Write out each line word for word. Drop pictures.
-- START OF Supplied records --
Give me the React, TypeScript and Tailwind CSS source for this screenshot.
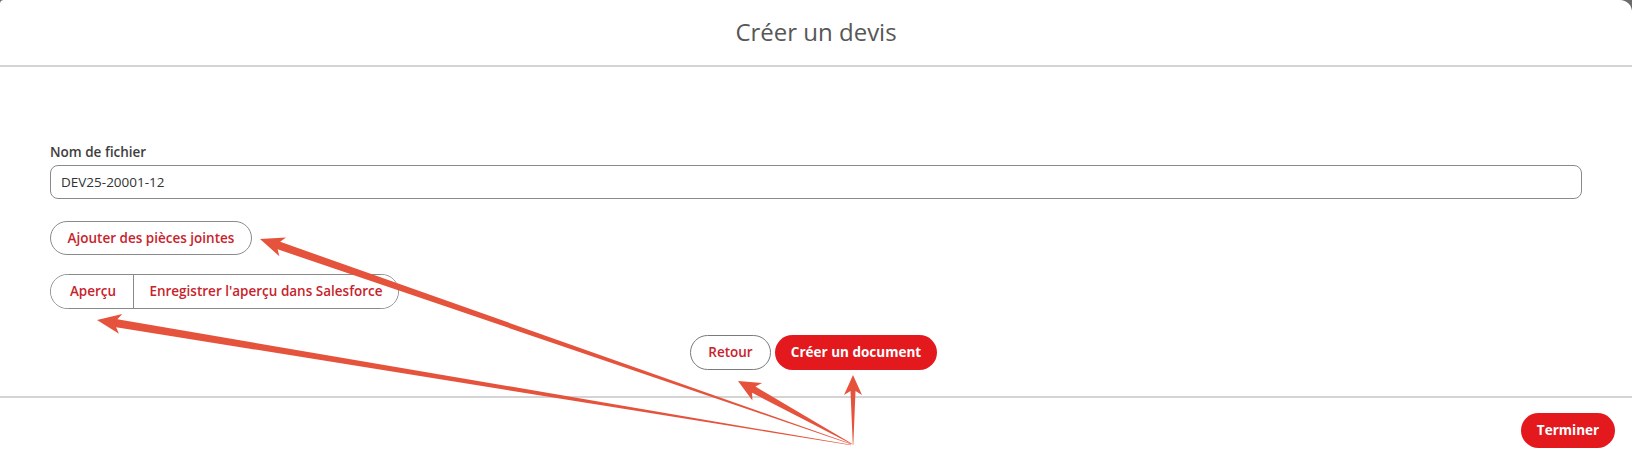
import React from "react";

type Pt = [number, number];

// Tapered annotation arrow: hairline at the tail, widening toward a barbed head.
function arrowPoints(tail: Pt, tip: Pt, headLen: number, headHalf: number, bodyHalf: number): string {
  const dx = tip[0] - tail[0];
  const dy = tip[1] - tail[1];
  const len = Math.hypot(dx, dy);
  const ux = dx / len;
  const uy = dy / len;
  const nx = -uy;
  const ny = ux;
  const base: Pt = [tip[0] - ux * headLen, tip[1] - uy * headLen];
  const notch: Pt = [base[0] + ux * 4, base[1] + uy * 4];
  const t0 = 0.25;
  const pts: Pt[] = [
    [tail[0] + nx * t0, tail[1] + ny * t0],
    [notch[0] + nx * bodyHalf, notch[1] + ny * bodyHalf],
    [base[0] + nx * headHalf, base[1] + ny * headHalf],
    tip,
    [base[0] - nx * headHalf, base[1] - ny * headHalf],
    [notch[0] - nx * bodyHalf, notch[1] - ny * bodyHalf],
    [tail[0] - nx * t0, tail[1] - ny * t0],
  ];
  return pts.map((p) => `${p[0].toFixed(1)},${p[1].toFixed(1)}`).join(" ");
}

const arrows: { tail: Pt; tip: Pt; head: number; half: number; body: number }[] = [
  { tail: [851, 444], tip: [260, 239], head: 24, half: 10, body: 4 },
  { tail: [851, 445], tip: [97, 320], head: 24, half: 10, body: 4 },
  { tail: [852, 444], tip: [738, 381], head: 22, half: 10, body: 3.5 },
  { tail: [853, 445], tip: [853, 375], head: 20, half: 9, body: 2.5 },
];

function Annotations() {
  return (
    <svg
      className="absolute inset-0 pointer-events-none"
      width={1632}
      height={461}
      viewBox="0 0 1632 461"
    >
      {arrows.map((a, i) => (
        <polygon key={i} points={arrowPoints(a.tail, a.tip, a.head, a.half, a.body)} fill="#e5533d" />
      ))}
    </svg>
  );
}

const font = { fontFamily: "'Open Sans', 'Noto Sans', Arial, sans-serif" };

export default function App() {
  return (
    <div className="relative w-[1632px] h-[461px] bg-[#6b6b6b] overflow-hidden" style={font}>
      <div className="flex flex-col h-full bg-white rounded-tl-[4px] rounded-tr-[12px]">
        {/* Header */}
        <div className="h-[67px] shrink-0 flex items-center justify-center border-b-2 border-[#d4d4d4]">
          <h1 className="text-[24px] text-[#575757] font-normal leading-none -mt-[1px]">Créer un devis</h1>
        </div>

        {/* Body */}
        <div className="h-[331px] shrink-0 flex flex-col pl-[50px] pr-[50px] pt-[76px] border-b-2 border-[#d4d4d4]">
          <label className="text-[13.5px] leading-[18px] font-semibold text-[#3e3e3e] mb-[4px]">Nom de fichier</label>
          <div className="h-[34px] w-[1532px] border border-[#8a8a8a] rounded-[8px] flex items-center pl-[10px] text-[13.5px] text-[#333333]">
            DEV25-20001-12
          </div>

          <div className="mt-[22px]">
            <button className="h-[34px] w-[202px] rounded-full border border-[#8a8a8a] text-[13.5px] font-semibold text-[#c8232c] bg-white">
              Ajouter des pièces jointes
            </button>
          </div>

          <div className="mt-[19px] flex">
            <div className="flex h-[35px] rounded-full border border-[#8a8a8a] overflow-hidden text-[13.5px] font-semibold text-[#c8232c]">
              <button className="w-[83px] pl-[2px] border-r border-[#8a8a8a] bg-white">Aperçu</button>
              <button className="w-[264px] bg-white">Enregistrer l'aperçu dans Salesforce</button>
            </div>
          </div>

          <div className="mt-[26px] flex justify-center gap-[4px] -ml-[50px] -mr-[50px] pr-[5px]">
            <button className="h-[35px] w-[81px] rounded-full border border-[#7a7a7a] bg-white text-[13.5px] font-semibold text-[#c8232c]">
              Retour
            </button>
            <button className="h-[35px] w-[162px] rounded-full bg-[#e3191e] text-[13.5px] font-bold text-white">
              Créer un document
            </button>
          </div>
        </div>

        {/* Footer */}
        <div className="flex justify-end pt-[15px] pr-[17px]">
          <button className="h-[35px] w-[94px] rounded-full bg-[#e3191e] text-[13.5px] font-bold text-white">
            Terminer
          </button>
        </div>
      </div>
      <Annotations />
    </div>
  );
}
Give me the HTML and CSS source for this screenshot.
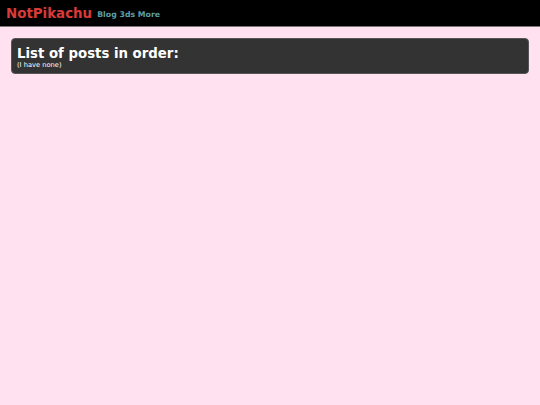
-- END OF Supplied records --
# Exercise response:
Give me the React, TypeScript and Tailwind CSS source for this screenshot.
import React from "react";

type Pt = [number, number];

// Tapered annotation arrow: hairline at the tail, widening toward a barbed head.
function arrowPoints(tail: Pt, tip: Pt, headLen: number, headHalf: number, bodyHalf: number): string {
  const dx = tip[0] - tail[0];
  const dy = tip[1] - tail[1];
  const len = Math.hypot(dx, dy);
  const ux = dx / len;
  const uy = dy / len;
  const nx = -uy;
  const ny = ux;
  const base: Pt = [tip[0] - ux * headLen, tip[1] - uy * headLen];
  const notch: Pt = [base[0] + ux * 4, base[1] + uy * 4];
  const t0 = 0.25;
  const pts: Pt[] = [
    [tail[0] + nx * t0, tail[1] + ny * t0],
    [notch[0] + nx * bodyHalf, notch[1] + ny * bodyHalf],
    [base[0] + nx * headHalf, base[1] + ny * headHalf],
    tip,
    [base[0] - nx * headHalf, base[1] - ny * headHalf],
    [notch[0] - nx * bodyHalf, notch[1] - ny * bodyHalf],
    [tail[0] - nx * t0, tail[1] - ny * t0],
  ];
  return pts.map((p) => `${p[0].toFixed(1)},${p[1].toFixed(1)}`).join(" ");
}

const arrows: { tail: Pt; tip: Pt; head: number; half: number; body: number }[] = [
  { tail: [851, 444], tip: [260, 239], head: 24, half: 10, body: 4 },
  { tail: [851, 445], tip: [97, 320], head: 24, half: 10, body: 4 },
  { tail: [852, 444], tip: [738, 381], head: 22, half: 10, body: 3.5 },
  { tail: [853, 445], tip: [853, 375], head: 20, half: 9, body: 2.5 },
];

function Annotations() {
  return (
    <svg
      className="absolute inset-0 pointer-events-none"
      width={1632}
      height={461}
      viewBox="0 0 1632 461"
    >
      {arrows.map((a, i) => (
        <polygon key={i} points={arrowPoints(a.tail, a.tip, a.head, a.half, a.body)} fill="#e5533d" />
      ))}
    </svg>
  );
}

const font = { fontFamily: "'Open Sans', 'Noto Sans', Arial, sans-serif" };

export default function App() {
  return (
    <div className="relative w-[1632px] h-[461px] bg-[#6b6b6b] overflow-hidden" style={font}>
      <div className="flex flex-col h-full bg-white rounded-tl-[4px] rounded-tr-[12px]">
        {/* Header */}
        <div className="h-[67px] shrink-0 flex items-center justify-center border-b-2 border-[#d4d4d4]">
          <h1 className="text-[24px] text-[#575757] font-normal leading-none -mt-[1px]">Créer un devis</h1>
        </div>

        {/* Body */}
        <div className="h-[331px] shrink-0 flex flex-col pl-[50px] pr-[50px] pt-[76px] border-b-2 border-[#d4d4d4]">
          <label className="text-[13.5px] leading-[18px] font-semibold text-[#3e3e3e] mb-[4px]">Nom de fichier</label>
          <div className="h-[34px] w-[1532px] border border-[#8a8a8a] rounded-[8px] flex items-center pl-[10px] text-[13.5px] text-[#333333]">
            DEV25-20001-12
          </div>

          <div className="mt-[22px]">
            <button className="h-[34px] w-[202px] rounded-full border border-[#8a8a8a] text-[13.5px] font-semibold text-[#c8232c] bg-white">
              Ajouter des pièces jointes
            </button>
          </div>

          <div className="mt-[19px] flex">
            <div className="flex h-[35px] rounded-full border border-[#8a8a8a] overflow-hidden text-[13.5px] font-semibold text-[#c8232c]">
              <button className="w-[83px] pl-[2px] border-r border-[#8a8a8a] bg-white">Aperçu</button>
              <button className="w-[264px] bg-white">Enregistrer l'aperçu dans Salesforce</button>
            </div>
          </div>

          <div className="mt-[26px] flex justify-center gap-[4px] -ml-[50px] -mr-[50px] pr-[5px]">
            <button className="h-[35px] w-[81px] rounded-full border border-[#7a7a7a] bg-white text-[13.5px] font-semibold text-[#c8232c]">
              Retour
            </button>
            <button className="h-[35px] w-[162px] rounded-full bg-[#e3191e] text-[13.5px] font-bold text-white">
              Créer un document
            </button>
          </div>
        </div>

        {/* Footer */}
        <div className="flex justify-end pt-[15px] pr-[17px]">
          <button className="h-[35px] w-[94px] rounded-full bg-[#e3191e] text-[13.5px] font-bold text-white">
            Terminer
          </button>
        </div>
      </div>
      <Annotations />
    </div>
  );
}
Give me the HTML and CSS source for this screenshot.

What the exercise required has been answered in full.